══ Data shown ══

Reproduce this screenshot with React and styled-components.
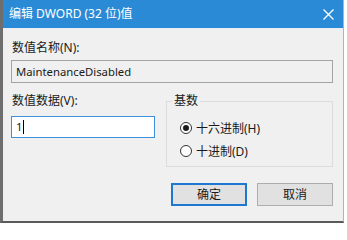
import React from "react";
import styled, { createGlobalStyle } from "styled-components";

const GlobalStyle = createGlobalStyle`
  body {
    margin: 0;
    background: #ffffff;
    font-family: "Noto Sans", "Noto Sans CJK SC", sans-serif;
    font-size: 12px;
    color: #1a1a1a;
  }
`;

function App() {
  return (
    <>
      <GlobalStyle />
      <DialogWindow>
        <TitleBar>
          <TitleText>编辑 DWORD (32 位)值</TitleText>
          <CloseIcon width="11" height="11" viewBox="0 0 11 11">
            <path d="M0.5 0.5 L10.5 10.5 M10.5 0.5 L0.5 10.5" stroke="#ffffff" strokeWidth="1.3" />
          </CloseIcon>
        </TitleBar>
        <DialogBody>
          <FieldLabel>数值名称(N):</FieldLabel>
          <TextBox $readOnly>MaintenanceDisabled</TextBox>
          <MiddleRow>
            <DataColumn>
              <FieldLabel>数值数据(V):</FieldLabel>
              <TextBox $focused>
                1<Caret />
              </TextBox>
            </DataColumn>
            <GroupBox>
              <GroupLegend>基数</GroupLegend>
              <RadioList>
                <RadioRow>
                  <RadioCircle $checked />
                  十六进制(H)
                </RadioRow>
                <RadioRow>
                  <RadioCircle />
                  十进制(D)
                </RadioRow>
              </RadioList>
            </GroupBox>
          </MiddleRow>
          <ButtonRow>
            <DialogButton $primary>确定</DialogButton>
            <DialogButton>取消</DialogButton>
          </ButtonRow>
        </DialogBody>
      </DialogWindow>
    </>
  );
}

export default App;

const DialogWindow = styled.div`
  width: 340px;
  background: #f0f0f0;
  border-left: 3px solid #6e6e6e;
  border-right: 1px solid #b4b4b4;
  border-bottom: 2px solid #5a5a5a;
`;

const TitleBar = styled.div`
  height: 29px;
  display: flex;
  align-items: center;
  justify-content: space-between;
  padding: 0 9px 0 6px;
  background: #2b8ad6;
  border-bottom: 1px solid #e8eef4;
  box-sizing: border-box;
`;

const TitleText = styled.span`
  color: #ffffff;
  font-size: 12px;
  line-height: 16px;
`;

const CloseIcon = styled.svg`
  display: block;
`;

const DialogBody = styled.div`
  padding: 11px 10px 15px 8px;
`;

const FieldLabel = styled.div`
  line-height: 16px;
  font-size: 12px;
  margin-left: 1px;
`;

const TextBox = styled.div`
  box-sizing: border-box;
  height: ${(p) => (p.$readOnly ? "23px" : "22px")};
  margin-top: ${(p) => (p.$readOnly ? "4px" : "7px")};
  display: flex;
  align-items: center;
  padding-left: 4px;
  background: ${(p) => (p.$readOnly ? "#f0f0f0" : "#ffffff")};
  border: 1px solid ${(p) => (p.$focused ? "#3c8fd8" : "#a3a3a3")};
  font-size: 11.3px;
  line-height: 16px;
`;

const Caret = styled.span`
  width: 1px;
  height: 14px;
  margin-left: 1px;
  background: #000000;
`;

const MiddleRow = styled.div`
  display: flex;
  gap: 11px;
  margin-top: 10px;
`;

const DataColumn = styled.div`
  width: 144px;
`;

const GroupBox = styled.fieldset`
  width: 167px;
  box-sizing: border-box;
  margin: 0;
  padding: 0 0 4px 13px;
  border: 1px solid #dcdcdc;
  min-width: 0;
`;

const GroupLegend = styled.legend`
  padding: 0 2px;
  margin-left: -8px;
  line-height: 16px;
`;

const RadioList = styled.div`
  padding-top: 7px;
`;

const RadioRow = styled.div`
  height: 23px;
  display: flex;
  align-items: center;
  gap: 4px;
`;

const RadioCircle = styled.span`
  width: 12px;
  height: 12px;
  box-sizing: border-box;
  border: 1px solid #333333;
  border-radius: 50%;
  background: #ffffff;
  display: flex;
  align-items: center;
  justify-content: center;

  &::after {
    content: "";
    width: 6px;
    height: 6px;
    border-radius: 50%;
    background: ${(p) => (p.$checked ? "#1a1a1a" : "transparent")};
  }
`;

const ButtonRow = styled.div`
  display: flex;
  justify-content: flex-end;
  gap: 10px;
  margin-top: 16px;
`;

const DialogButton = styled.div`
  width: 76px;
  height: 23px;
  box-sizing: border-box;
  display: flex;
  align-items: center;
  justify-content: center;
  background: #e1e1e1;
  border: ${(p) => (p.$primary ? "2px solid #1f78cf" : "1px solid #adadad")};
  line-height: 16px;
`;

═══

### Task statement
Reproduce the data above in full, exactly as it is, with the pictures left out.

### Written response
Reproduce this screenshot with React and styled-components.
import React from "react";
import styled, { createGlobalStyle } from "styled-components";

const GlobalStyle = createGlobalStyle`
  body {
    margin: 0;
    background: #ffffff;
    font-family: "Noto Sans", "Noto Sans CJK SC", sans-serif;
    font-size: 12px;
    color: #1a1a1a;
  }
`;

function App() {
  return (
    <>
      <GlobalStyle />
      <DialogWindow>
        <TitleBar>
          <TitleText>编辑 DWORD (32 位)值</TitleText>
          <CloseIcon width="11" height="11" viewBox="0 0 11 11">
            <path d="M0.5 0.5 L10.5 10.5 M10.5 0.5 L0.5 10.5" stroke="#ffffff" strokeWidth="1.3" />
          </CloseIcon>
        </TitleBar>
        <DialogBody>
          <FieldLabel>数值名称(N):</FieldLabel>
          <TextBox $readOnly>MaintenanceDisabled</TextBox>
          <MiddleRow>
            <DataColumn>
              <FieldLabel>数值数据(V):</FieldLabel>
              <TextBox $focused>
                1<Caret />
              </TextBox>
            </DataColumn>
            <GroupBox>
              <GroupLegend>基数</GroupLegend>
              <RadioList>
                <RadioRow>
                  <RadioCircle $checked />
                  十六进制(H)
                </RadioRow>
                <RadioRow>
                  <RadioCircle />
                  十进制(D)
                </RadioRow>
              </RadioList>
            </GroupBox>
          </MiddleRow>
          <ButtonRow>
            <DialogButton $primary>确定</DialogButton>
            <DialogButton>取消</DialogButton>
          </ButtonRow>
        </DialogBody>
      </DialogWindow>
    </>
  );
}

export default App;

const DialogWindow = styled.div`
  width: 340px;
  background: #f0f0f0;
  border-left: 3px solid #6e6e6e;
  border-right: 1px solid #b4b4b4;
  border-bottom: 2px solid #5a5a5a;
`;

const TitleBar = styled.div`
  height: 29px;
  display: flex;
  align-items: center;
  justify-content: space-between;
  padding: 0 9px 0 6px;
  background: #2b8ad6;
  border-bottom: 1px solid #e8eef4;
  box-sizing: border-box;
`;

const TitleText = styled.span`
  color: #ffffff;
  font-size: 12px;
  line-height: 16px;
`;

const CloseIcon = styled.svg`
  display: block;
`;

const DialogBody = styled.div`
  padding: 11px 10px 15px 8px;
`;

const FieldLabel = styled.div`
  line-height: 16px;
  font-size: 12px;
  margin-left: 1px;
`;

const TextBox = styled.div`
  box-sizing: border-box;
  height: ${(p) => (p.$readOnly ? "23px" : "22px")};
  margin-top: ${(p) => (p.$readOnly ? "4px" : "7px")};
  display: flex;
  align-items: center;
  padding-left: 4px;
  background: ${(p) => (p.$readOnly ? "#f0f0f0" : "#ffffff")};
  border: 1px solid ${(p) => (p.$focused ? "#3c8fd8" : "#a3a3a3")};
  font-size: 11.3px;
  line-height: 16px;
`;

const Caret = styled.span`
  width: 1px;
  height: 14px;
  margin-left: 1px;
  background: #000000;
`;

const MiddleRow = styled.div`
  display: flex;
  gap: 11px;
  margin-top: 10px;
`;

const DataColumn = styled.div`
  width: 144px;
`;

const GroupBox = styled.fieldset`
  width: 167px;
  box-sizing: border-box;
  margin: 0;
  padding: 0 0 4px 13px;
  border: 1px solid #dcdcdc;
  min-width: 0;
`;

const GroupLegend = styled.legend`
  padding: 0 2px;
  margin-left: -8px;
  line-height: 16px;
`;

const RadioList = styled.div`
  padding-top: 7px;
`;

const RadioRow = styled.div`
  height: 23px;
  display: flex;
  align-items: center;
  gap: 4px;
`;

const RadioCircle = styled.span`
  width: 12px;
  height: 12px;
  box-sizing: border-box;
  border: 1px solid #333333;
  border-radius: 50%;
  background: #ffffff;
  display: flex;
  align-items: center;
  justify-content: center;

  &::after {
    content: "";
    width: 6px;
    height: 6px;
    border-radius: 50%;
    background: ${(p) => (p.$checked ? "#1a1a1a" : "transparent")};
  }
`;

const ButtonRow = styled.div`
  display: flex;
  justify-content: flex-end;
  gap: 10px;
  margin-top: 16px;
`;

const DialogButton = styled.div`
  width: 76px;
  height: 23px;
  box-sizing: border-box;
  display: flex;
  align-items: center;
  justify-content: center;
  background: #e1e1e1;
  border: ${(p) => (p.$primary ? "2px solid #1f78cf" : "1px solid #adadad")};
  line-height: 16px;
`;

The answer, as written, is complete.